図3-11に学習時の比誘電率(1.5<εr<2.5) と異なる比誘電率(2.5<εr<3.5)のテストデータを推定した結果を示します。
誘電体の場所と形はほぼ正しく推定できますが、誘電率は正しく推定できません。
これから、実用時の状況を考慮した学習データで学習させることが大切であることがわかります。


図3-11 誘電率が学習時と異なるテストデータの推定結果(左:正解, 右:推定値)

3.9 S行列のノイズの影響

S行列の測定では測定誤差が避けられません。 ここでは、S行列が誤差を持つときに誘電率を推定します。
Pythonでテストデータに以下のように正規分布する乱数を加えます。

image += 0.1 * np.random.standard_normal(image.shape)  (S/N比=20dBのとき)

図3-12にS/N比を変えたときのlossを示します。 S/N比が大きくなるとlossが小さくなります。


図3-12 S/N比とlossの関係(データ数=10000)

図3-13に4個のデータをとりあげ、S/N比を変えたときの誘電率分布の推定結果を示します。 色のスケールは共通です。
S/N比が大きくなると推定結果が正確になります。 図からS/N比は20~30dBは必要と思われます。

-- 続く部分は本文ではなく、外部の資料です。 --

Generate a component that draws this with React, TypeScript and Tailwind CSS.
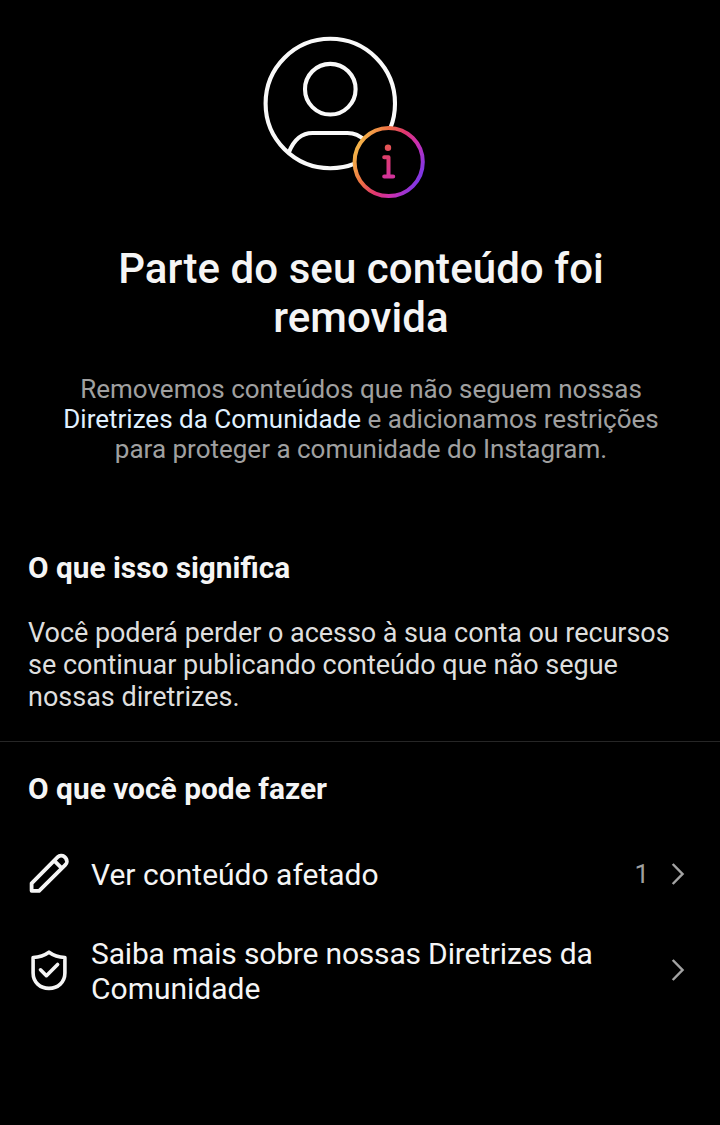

図3-13 S/N比と誘電率分布推定の関係(データ数=10000)

3.10 周波数が異なるデータの推定

図3-14に3GHzで学習したモデルで2.7GHzのS行列を推定した結果を示します。
周波数が変わればS行列も変わりますが、 図から比較的正しく誘電率分布が推定できていることがわかります。 これは深層学習の汎化性能(Generalization Performance)を表しています。 学習時と異なる条件で得られたデータにも対応することができ、 測定時の各種の測定誤差に対応できることを示唆しています。


図3-14 3GHzで学習したモデルで2.7GHzのS行列を推定した結果(左:正解, 右:推定値)

3.11 アンテナ位置が異なるデータの推定

図3-15に送受信アンテナ間を4セル(2cm)離して取得したデータ(S行列)を推定した結果を示します。
図から比較的正しく誘電率分布が推定できていることがわかります。 これも前項と同じく深層学習の汎化性能を表しています。